What you end up with is a problem that has multiple valid solutions, but not all solutions are equally good. For example, it would not go down too well if one team’s fixtures went HAHAHAHA while another’s went HHAAHHAAHHAA.

So we could (and should) certainly write unit tests that check that the generated fixtures meet the requirements without breaking any of the constraints. But fine tuning this algorithm is likely to at least be a partially manual process, as we tweak various aspects of it and then compare results to see if we have improved things or not. In fact, I can imagine the final solution to this containing some randomness, and you might run the fixture generator a few times, assigning a “score” to each solution and pick the best.
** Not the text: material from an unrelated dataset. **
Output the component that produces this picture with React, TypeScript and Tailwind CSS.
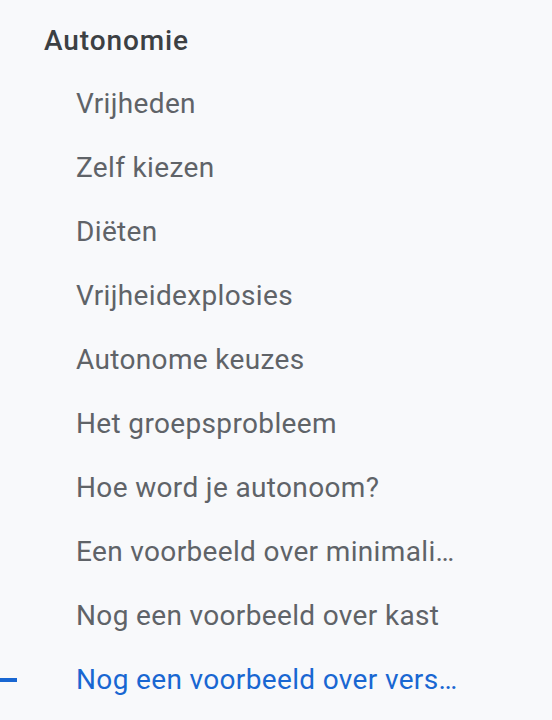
const items = [
  "Vrijheden",
  "Zelf kiezen",
  "Diëten",
  "Vrijheidexplosies",
  "Autonome keuzes",
  "Het groepsprobleem",
  "Hoe word je autonoom?",
  "Een voorbeeld over minimalisme in huis",
  "Nog een voorbeeld over kast",
  "Nog een voorbeeld over verspilling",
];

export default function App() {
  const active = items.length - 1;
  return (
    <div className="h-[720px] w-[552px] overflow-hidden bg-[#f8f9fb] font-['Roboto',sans-serif]">
      <nav className="pt-[22px]">
        <h2 className="pl-[44px] text-[28px] leading-[38px] font-medium tracking-[0.9px] text-[#3c4043]">Autonomie</h2>
        <ul className="mt-[12px] flex flex-col">
          {items.map((label, i) => (
            <li key={label} className="relative flex h-[64px] items-center">
              {i === active && <span className="absolute left-0 top-1/2 h-[4px] w-[17px] -translate-y-1/2 bg-[#1967d2]" />}
              <a
                href="#"
                className={
                  "ml-[76px] block w-[384px] truncate text-[28px] leading-[38px] tracking-[0.35px] " +
                  (i === active ? "text-[#1967d2]" : "text-[#5f6368]")
                }
              >
                {label}
              </a>
            </li>
          ))}
        </ul>
      </nav>
    </div>
  );
}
Should you use TDD for algorithms?

When you can borrow a ready-made and reliable algorithm, then retro-fitting a comprehensive unit test suite to it may actually be a waste of time better spent elsewhere.

Having said that, if you can write unit tests for an algorithm you need to develop yourself, then do so. One of TDD’s key benefits is simply that of helping you come up with a good public API, so even if you can’t work out how to thoroughly validate the output, it can still help you design the interface better. Of course, a test without an assert isn’t usually much of a test at all, it’s more like a code sample. But at the very least running it assures that it doesn’t crash, and there is usually something you can check about its output. For example, the filtered audio should be the same duration as the input, and not be entirely silent.

So we could end up with tests for our algorithm that don’t fully prove that our code is correct. It means that the refactoring safety net that a thorough unit test suite offers isn’t there for us. But certain classes of algorithms (such as my shuffle and low pass filter examples) are inherently unlikely to change. Once they work, we are done. Business rules and customer specific requirements on the other hand, can change repeatedly through the life of a system. Focus on testing those thoroughly and don’t worry too much if some of your algorithms cannot be verified automatically.